A: Helen’s greatest fear is that she’ll be left. A mother who died and a father who walked away have scarred her heart. She’s uncertain about the staying power of even a child she has yet to meet. Helen’s insecurity about her lot in life, as well as her relationships, defines who she is when we first meet her. She’s self-centered and insecure because of what has happened to her, not because of who she is organically. It gives her a lot of room to grow. Watching her mature to the point where she is able to step up and stand in for Claire shows that she finally gets it.

Q: Throughout the book, you stop short Helen’s happiness by imposing an obstacle. Why couldn’t you just let Helen get what she wanted?

 A: I was intrigued by the notion—a universal truth, really—that joy and grief fight for space in our lives. I liked the idea that Helen would have to find happiness—or at least, peace—with the notion that she did get what she wanted, a baby, the start of a family, but she also lost Claire. That’s a tough one to juggle, and it’s an extreme example of the cards we’re some­times dealt in life. I liked exploring the notion that life throws us curveballs, the idea that finally, finally, Helen got what she needed—a daughter. And now she was ready to play house, hang out with her sister, and even reconcile with her estranged father. She had a plan. The idea that we must deal with the good and the bad, simultaneously, all of the time, is ubiqui­tous. Helen—the younger sister who always relied on her older sister—now had the chance to be strong, and she was, proving it by not only caring for her new daughter, but also her sister’s daughter, then ultimately, more children.

Q: You seem to have intimate knowledge of the “sister” rela­tionship. Do you have one?

A: I don’t have a sister, but writing about the relationship came easy to me; it was a bond that was natural to imagine: the tug of war for Helen between loving and needing Claire, while at the same time trying to break free to become her own person. Helen would have never wanted Claire to die, but it took Claire dying for Helen to see clearly. She would have never tested the limits of her strength and courage if Claire had continued to be her safety net. In writing this, the day I realized that Claire had to die was a sad one for me. The decision resonated well with me in terms of it being the right thing to do, but I mourned her loss from Helen’s point of view.

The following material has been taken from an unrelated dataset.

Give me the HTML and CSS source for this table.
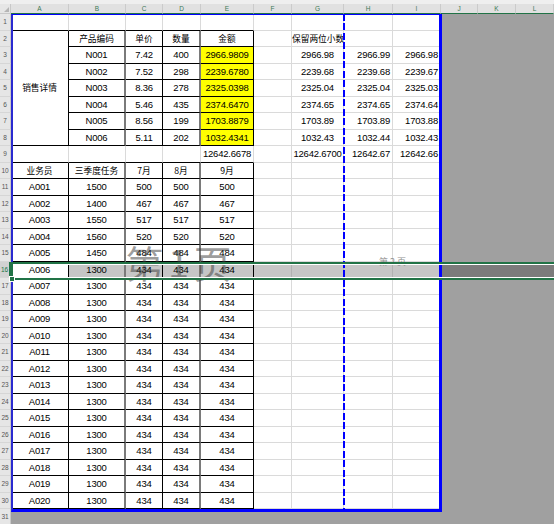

Q: Why is Helen so determined to reconnect with Larry?

 A: Larry represents the family she so desperately misses. Her mother is gone, and even while Claire’s alive, she doesn’t allow Helen to wallow in the past. Helen knows that Larry is her guy; he’s the one to share in her residual grief. Neither of them have any interest in packing away the past; they want to hold it, pol­ish it, treasure it. Helen sees herself in Larry, a guy who didn’t always do the right thing, who was sometimes short on cour­age, but always meant well and loved deeply.

Q: Helen thinks in terms of food: “My daughter, the words that used to get caught in my throat as I thought about adoption, were now smooth and welcoming, like a caramel melting in my mouth” (p. 66). Is food a big part of your life?

A: I’m a huge fan of food—good food—and luckily, my hus­band is a wonderful chef who whips us up delicious creations more nights than not. Though I don’t have the same skills, I definitely respect the curative value of food, the comfort that can be bestowed from a delicious meal. I’m the type of person who wakes up each day thinking about what I’m going to eat.

Q: After Claire dies, Helen admits that there are certain things that she likes about her new situation: Ross and Maura living across the street, Larry back in the picture. Is it okay for Helen to be happy even after losing her sister?

A: Definitely. Claire would have wanted Helen to be happy, just as much as their mother would have rooted for her daughters’ happiness. Helen comes to see that there are no promises of the future, that we don’t always get to play the roles we want for an entire lifetime. She says, “Sickness and accidents steal lives all the time, but that doesn’t mean that we shouldn’t live.” Her acceptance that life is often brief is the greatest demonstration of her growth and maturity.

Q: You named your book Daughters for a Time. Is that related to this notion?

A: It occurred to me that all of my characters—Helen, Claire, Sam, and Maura—were all daughters. But each—in her own way—had been robbed of that position. That notion struck me as terribly sad, because who wouldn’t want to be a daugh­ter forever? Being a daughter implies that one’s not alone, that there is parental comfort, security, and loving arms nearby. 

Q: Helen admires the faith she saw in her mother, Claire, and her friend Amy DePalma. Can faith be taught or do some peo­ple “just have it?”

A: I quite admire the Catholic faith and the tradition and ritual that goes into each Mass, but I didn’t grow up as a Catholic so still, so much of the time, I feel like I’m missing some ele­ments that others—the truly faithful—have. Often, I admire true faith when I see it and I wish that mine were deeper. I do see it as a gift.